Солдат на войне. Фронтовые хроники обер-лейтенанта вермахта. 1939 – 1945 - Прюллер Вильгельм 18 стр.


Заняв очередной ров, чтобы укрыться от вражеского огня, мы обнаружили семьдесят или восемьдесят большевиков, которых предстояло прикончить, выбить вон или захватить в плен. Завязалась рукопашная, и лишь немногим из советских солдат удалось выйти из нее живыми. Но и у нас тоже появились потери. Был тяжело ранен лучший и самый добросовестный из всех парней, что мне довелось повстречать за всю войну, наш санитар ефрейтор Хандлер. Были выбиты еще несколько человек, пользовавшиеся всеобщей любовью. В соседней роте пал неубиваемый лейтенант Несер, тоже прекрасный человек. А теперь он лежит у реки Тим…

Мы вышли к нашей первой цели, Нижнему Долгому, точнее, к тому месту, где оно стояло несколько часов назад. Огнем наших реактивных минометов несколько деревянных избушек были превращены в груды головешек. От всего лежали лишь жалкие остатки – несколько прочных деревянных балок и немного домашней утвари. Испуганное гражданское население выползало из подвалов со страхом в глазах. Плачущие дети, дрожащие от ужаса взрослые, апатичные старики – вот что такое сейчас было Нижнее Долгое. Боже правый, как мы благодарны тебе за то, что эта война не идет на немецкой земле.

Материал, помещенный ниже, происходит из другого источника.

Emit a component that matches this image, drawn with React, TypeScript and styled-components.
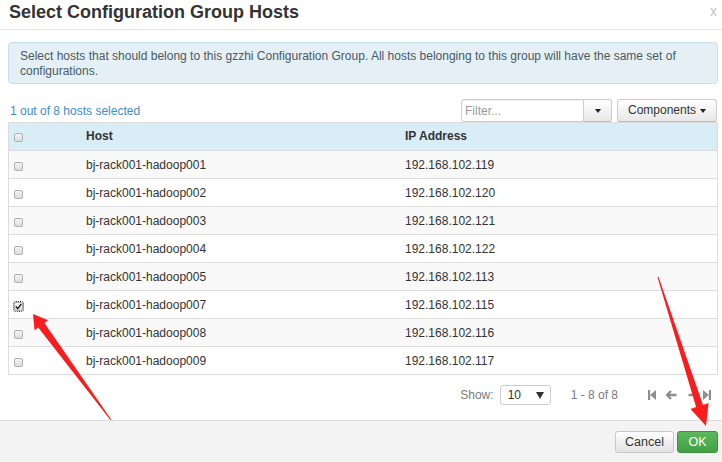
import React from "react";
import styled, { createGlobalStyle } from "styled-components";

const GlobalStyle = createGlobalStyle`
  html, body { margin: 0; padding: 0; background: #fff; }
  body {
    font-family: "Liberation Sans", Arial, Helvetica, sans-serif;
    font-size: 12px;
    color: #333;
  }
  * { box-sizing: border-box; }
`;

const Modal = styled.div`
  position: relative;
  width: 722px;
  height: 462px;
  overflow: hidden;
  display: flex;
  flex-direction: column;
  background: #fff;
`;

const Header = styled.div`
  display: flex;
  justify-content: space-between;
  align-items: flex-start;
  height: 30px;
  padding: 0 5px 0 9px;
  border-bottom: 1px solid #e5e5e5;
`;

const Title = styled.h3`
  margin: 0;
  font-size: 18px;
  line-height: 24px;
  font-weight: bold;
  color: #333;
`;

const Close = styled.span`
  font-size: 14px;
  line-height: 22px;
  color: #c4c4c4;
`;

const Body = styled.div`
  flex: 1;
  display: flex;
  flex-direction: column;
  padding: 12px 4px 0 8px;
`;

const Alert = styled.div`
  border: 1px solid #c9dde6;
  background: #e4f0f5;
  border-radius: 4px;
  padding: 6px 11px 4px;
  line-height: 15px;
  color: #4a5a63;
`;

const Toolbar = styled.div`
  margin-top: 15px;
  height: 23px;
  display: flex;
  align-items: center;
  justify-content: space-between;
`;

const Count = styled.span`
  padding-left: 2px;
  color: #428bca;
`;

const Tools = styled.div`
  display: flex;
  align-items: stretch;
  height: 23px;
  margin-right: 1px;
`;

const FilterInput = styled.input`
  width: 123px;
  height: 23px;
  border: 1px solid #ccc;
  border-radius: 3px 0 0 3px;
  padding: 0 3px;
  font-family: inherit;
  font-size: 12px;
  color: #333;
  outline: none;
  box-shadow: inset 0 1px 1px rgba(0, 0, 0, 0.06);
  &::placeholder { color: #9a9a9a; }
`;

const Btn = styled.button<{ $w?: number; $grouped?: boolean }>`
  width: ${(p) => (p.$w ? `${p.$w}px` : "auto")};
  height: 23px;
  margin: 0;
  padding: 0 0 1px;
  display: flex;
  align-items: center;
  justify-content: center;
  gap: 4px;
  font-family: inherit;
  font-size: 12px;
  color: #333;
  border: 1px solid #ccc;
  border-bottom-color: #b8b8b8;
  border-radius: ${(p) => (p.$grouped ? "0 3px 3px 0" : "3px")};
  ${(p) => (p.$grouped ? "border-left: none;" : "margin-left: 5px;")}
  background: linear-gradient(#ffffff, #e8e8e8);
`;

const Caret = styled.span`
  width: 0;
  height: 0;
  border-left: 3px solid transparent;
  border-right: 3px solid transparent;
  border-top: 4px solid #222;
  margin-top: 1px;
`;

const Table = styled.div`
  border: 1px solid #ddd;
`;

const Row = styled.div<{ $head?: boolean; $striped?: boolean }>`
  display: grid;
  grid-template-columns: 77px 319px 1fr;
  align-items: center;
  height: ${(p) => (p.$head ? "27px" : "28px")};
  padding-bottom: ${(p) => (p.$head ? "2px" : "0")};
  border-top: ${(p) => (p.$head ? "none" : "1px solid #ddd")};
  background: ${(p) => (p.$head ? "#d9edf7" : p.$striped ? "#f9f9f9" : "#fff")};
  font-weight: ${(p) => (p.$head ? "bold" : "normal")};
  color: #333;
`;

const CheckCell = styled.div<{ $head?: boolean }>`
  padding-left: 5px;
  display: flex;
  align-items: center;
  padding-top: ${(p) => (p.$head ? "4px" : "3px")};
`;

const Box = styled.span<{ $checked?: boolean }>`
  position: relative;
  width: 9px;
  height: 9px;
  border: 1px solid #b0b0b0;
  border-radius: 2px;
  background: linear-gradient(#f4f4f4, #dcdcdc);
  outline: ${(p) => (p.$checked ? "1px dotted #333" : "none")};
  outline-offset: 0px;
  display: flex;
  align-items: center;
  justify-content: center;
`;

const Pager = styled.div`
  display: flex;
  align-items: center;
  justify-content: flex-end;
  padding: 10px 7px 0 0;
  color: #777;
`;

const ShowLabel = styled.span`
  color: #7a7a7a;
`;

const Select = styled.div`
  margin-left: 6px;
  width: 51px;
  height: 20px;
  border: 1px solid #ccc;
  border-radius: 3px;
  background: #fff;
  display: flex;
  align-items: center;
  justify-content: space-between;
  padding: 0 6px 0 7px;
  color: #333;
  font-size: 12px;
`;

const DownTri = styled.span`
  width: 0;
  height: 0;
  border-left: 4px solid transparent;
  border-right: 4px solid transparent;
  border-top: 7px solid #333;
`;

const Range = styled.span`
  margin-left: 20px;
  color: #7a7a7a;
`;

const Icons = styled.div`
  margin-left: 30px;
  display: flex;
  align-items: center;
`;

const Icon = styled.svg<{ $ml?: number }>`
  margin-left: ${(p) => p.$ml ?? 0}px;
  display: block;
  fill: #8d8d8d;
  stroke: #8d8d8d;
`;

const Footer = styled.div`
  height: 42px;
  border-top: 1px solid #ddd;
  background: #f3f3f3;
  display: flex;
  justify-content: flex-end;
  align-items: flex-start;
  gap: 3px;
  padding: 10px 4px 0 0;
`;

const FooterBtn = styled.button<{ $primary?: boolean; $w: number }>`
  width: ${(p) => p.$w}px;
  height: 22px;
  padding: 0;
  font-family: inherit;
  font-size: 12.5px;
  border-radius: 3px;
  color: ${(p) => (p.$primary ? "#fff" : "#333")};
  border: 1px solid ${(p) => (p.$primary ? "#3e8f3e" : "#c8c8c8")};
  background: ${(p) =>
    p.$primary
      ? "linear-gradient(#5cb85c, #44a044)"
      : "linear-gradient(#ffffff, #e2e2e2)"};
`;

const Overlay = styled.svg`
  position: absolute;
  left: 0;
  top: 0;
  width: 722px;
  height: 462px;
  pointer-events: none;
`;

const hosts = [
  ["bj-rack001-hadoop001", "192.168.102.119"],
  ["bj-rack001-hadoop002", "192.168.102.120"],
  ["bj-rack001-hadoop003", "192.168.102.121"],
  ["bj-rack001-hadoop004", "192.168.102.122"],
  ["bj-rack001-hadoop005", "192.168.102.113"],
  ["bj-rack001-hadoop007", "192.168.102.115"],
  ["bj-rack001-hadoop008", "192.168.102.116"],
  ["bj-rack001-hadoop009", "192.168.102.117"],
];

const Check = ({ checked }: { checked?: boolean }) => (
  <Box $checked={checked}>
    {checked && (
      <svg width="7" height="7" viewBox="0 0 7 7">
        <path d="M0.8 3.6 L2.7 5.6 L6.3 1" fill="none" stroke="#222" strokeWidth="1.4" />
      </svg>
    )}
  </Box>
);

function arrow(tip: [number, number], tail: [number, number], headLen: number, headHalf: number, shaftHalf: number) {
  const dx = tip[0] - tail[0];
  const dy = tip[1] - tail[1];
  const len = Math.hypot(dx, dy);
  const ux = dx / len;
  const uy = dy / len;
  const nx = -uy;
  const ny = ux;
  const bx = tip[0] - ux * headLen;
  const by = tip[1] - uy * headLen;
  const pts = [
    [tip[0], tip[1]],
    [bx + nx * headHalf, by + ny * headHalf],
    [bx + nx * shaftHalf, by + ny * shaftHalf],
    [tail[0] + nx * 0.5, tail[1] + ny * 0.5],
    [tail[0] - nx * 0.5, tail[1] - ny * 0.5],
    [bx - nx * shaftHalf, by - ny * shaftHalf],
    [bx - nx * headHalf, by - ny * headHalf],
  ];
  return pts.map((p) => `${p[0].toFixed(1)},${p[1].toFixed(1)}`).join(" ");
}

export default function App() {
  return (
    <Modal>
      <GlobalStyle />
      <Header>
        <Title>Select Configuration Group Hosts</Title>
        <Close>x</Close>
      </Header>
      <Body>
        <Alert>
          Select hosts that should belong to this gzzhi Configuration Group. All hosts belonging to this group will have the same set of configurations.
        </Alert>
        <Toolbar>
          <Count>1 out of 8 hosts selected</Count>
          <Tools>
            <FilterInput placeholder="Filter..." />
            <Btn $w={28} $grouped>
              <Caret />
            </Btn>
            <Btn $w={100}>
              Components <Caret />
            </Btn>
          </Tools>
        </Toolbar>
        <Table>
          <Row $head>
            <CheckCell $head>
              <Check />
            </CheckCell>
            <div>Host</div>
            <div>IP Address</div>
          </Row>
          {hosts.map(([h, ip], i) => (
            <Row key={h} $striped={i % 2 === 0}>
              <CheckCell>
                <Check checked={h.endsWith("007")} />
              </CheckCell>
              <div>{h}</div>
              <div>{ip}</div>
            </Row>
          ))}
        </Table>
        <Pager>
          <ShowLabel>Show:</ShowLabel>
          <Select>
            10 <DownTri />
          </Select>
          <Range>1 - 8 of 8</Range>
          <Icons>
            <Icon width="8" height="10" viewBox="0 0 8 10">
              <rect x="0" y="0" width="2.2" height="10" stroke="none" />
              <polygon points="8,0 8,10 2.2,5" stroke="none" />
            </Icon>
            <Icon $ml={9} width="12" height="10" viewBox="0 0 12 10">
              <path d="M11.5 5 H2 M6 1 L2 5 L6 9" fill="none" strokeWidth="2.4" strokeLinejoin="round" />
            </Icon>
            <Icon $ml={11} width="12" height="10" viewBox="0 0 12 10">
              <path d="M0.5 5 H10 M6 1 L10 5 L6 9" fill="none" strokeWidth="2.4" strokeLinejoin="round" />
            </Icon>
            <Icon $ml={3} width="8" height="10" viewBox="0 0 8 10">
              <rect x="5.8" y="0" width="2.2" height="10" stroke="none" />
              <polygon points="0,0 0,10 5.8,5" stroke="none" />
            </Icon>
          </Icons>
        </Pager>
      </Body>
      <Footer>
        <FooterBtn $w={59}>Cancel</FooterBtn>
        <FooterBtn $w={41} $primary>
          OK
        </FooterBtn>
      </Footer>
      <Overlay viewBox="0 0 722 462">
        <polygon points={arrow([33, 314], [111, 420], 14, 8.5, 3.8)} fill="#fb1d1d" />
        <polygon points={arrow([706, 426], [658, 277], 21, 9.5, 3.6)} fill="#fb1d1d" />
      </Overlay>
    </Modal>
  );
}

Теперь перед нами следующая цель – Грачевка. Сначала мы должны выйти к ее юго-восточной окраине. Мы снова атакуем широкой, огрызающейся огнем цепью, зачищаем местность, а затем вынуждены использовать все наши силы, чтобы выкурить нескольких оставшихся солдат противника, которые бились до конца в своих укрытиях. Но мы быстро идем вперед. Вперед, мимо советских солдат, разгромленных и уходящих в тыл, мимо мертвых, мимо окопов и блиндажей, мимо позиций вражеских орудий, которые они бросили в попытке спасти свои шкуры… мы даже не смотрим в их сторону: вперед, вперед – таков всеобщий настрой.

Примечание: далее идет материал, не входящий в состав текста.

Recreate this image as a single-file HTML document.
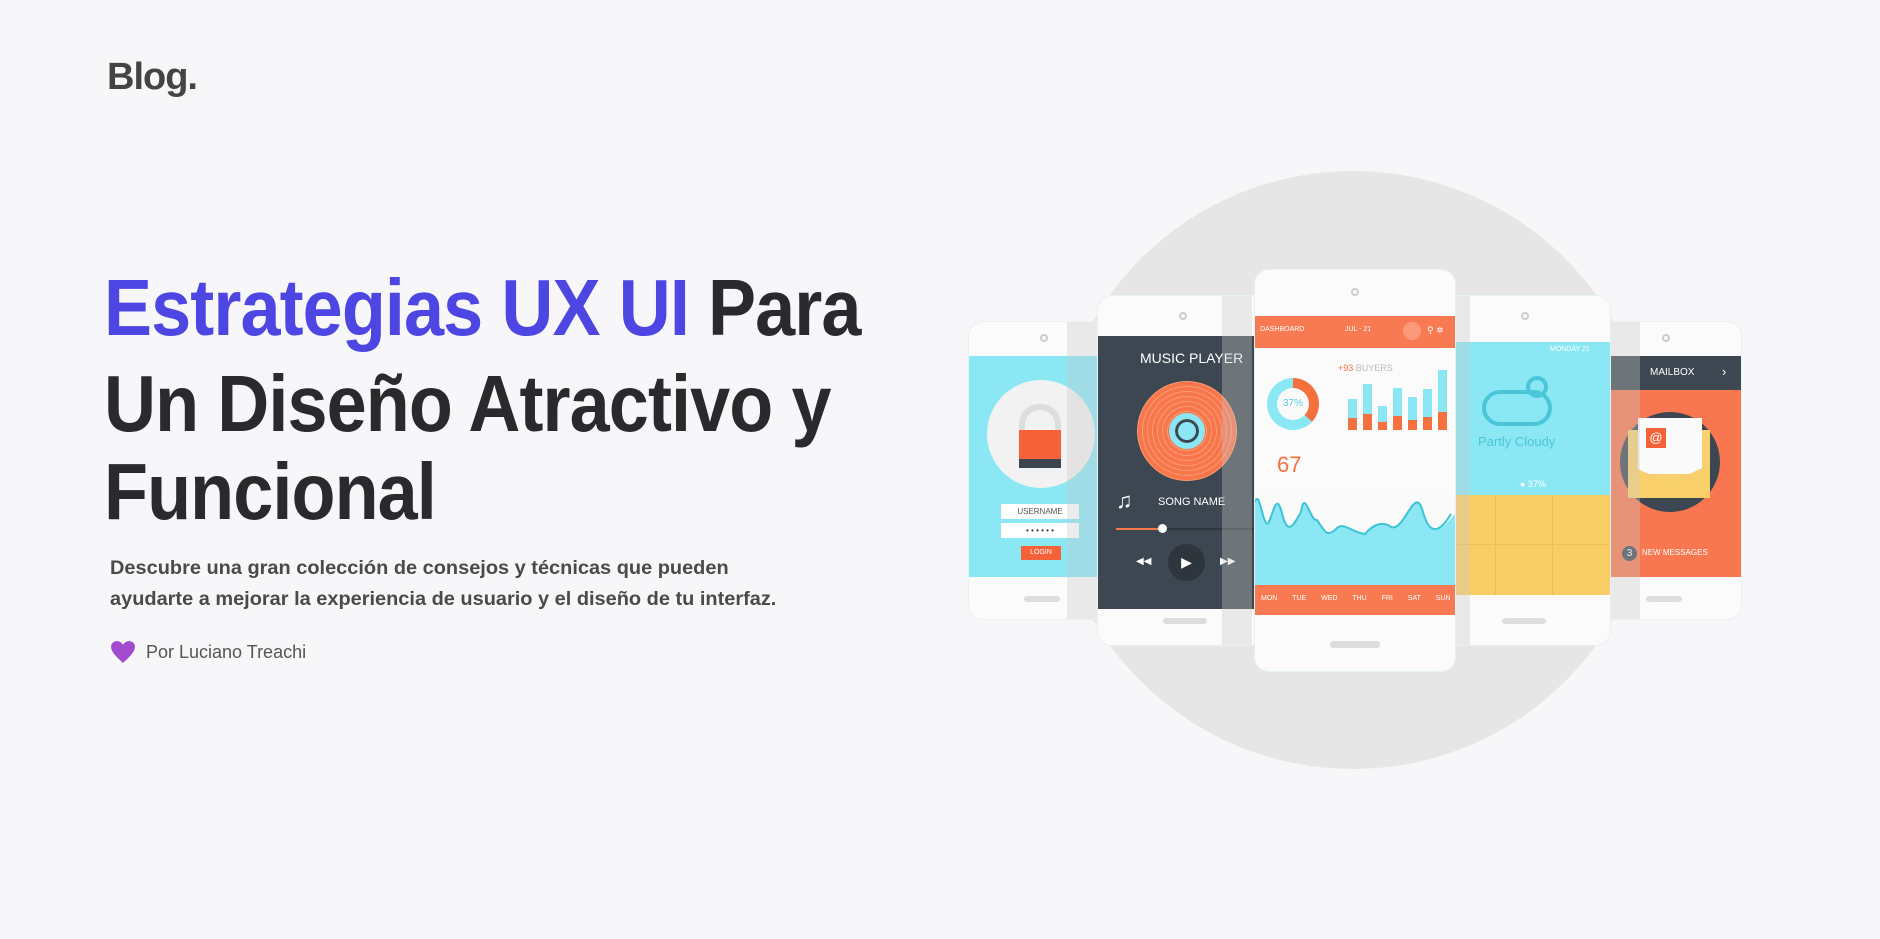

Через низины и долины, через холмы и высоты, где наш авангард подавляет очаги сопротивления, а потом в быстром темпе мы рвемся через клочок земли, простреливаемый огнем противника, и выходим к своей следующей цели.

Теперь – до третьего рубежа, к высотам южнее Успенского. Оттуда всего несколько метров до железной дороги Курск – Воронеж и несколько километров до Мармыжи, арены тех ужасных боев во второй половине декабря 1941 г. Как они выглядят теперь?

Мы рвемся вперед, километр за километром. Советские войска, похоже, отошли, и в результате нашего броска на юго-восток мы оказываемся позади советских эшелонов. Стоит удушающая жара, и все мы потные, грязные, уставшие и постепенно накапливающие чувство голода (это тоже произойдет чуть позднее)… Но мы идем вперед и вперед. Я начал вспоминать первые дни войны в Польше – они были похожи. Снова несколько полей высокой пшеницы, как я ненавижу их, через которые нам нужно пройти. И что любопытно (я что, совсем дурак?), я продолжаю наставлять своих солдат, напоминая им о минах, здесь, в 10 км за Тимом.

Наступает полдень. И день продолжается. Вперед, вперед… Как и всему в жизни, придет конец и этому маршу. Пройдя 17 км, в 14.30 мы наконец вышли к высотам южнее Успенского. Не успел я обсудить то, что следует теперь делать – командир роты и батальонный адъютант сейчас находятся на левом фланге, – как это произошло.

Неожиданно рядом со мной раздался взрыв. Никакого воя снаряда, ни свиста, лишь глухой кашляющий звук минометной мины. Мелькнуло ли что-то в воздухе или просто сработал инстинкт?

За долю секунды я распластался на животе. Как раз вовремя, так как сразу же раздался следующий взрыв. Голова внутри разорвалась, и думаю, что барабанные перепонки в ушах взорвались. Что со мной произошло? Я ощупал свой череп – все в порядке. Прекрасно. Грудь – ничего. Руки – тоже ничего. Я смог пошевелить верхней частью туловища. Ноги – брюки на коленях разорваны в лохмотья. Из левой ноги течет кровь. Я ранен.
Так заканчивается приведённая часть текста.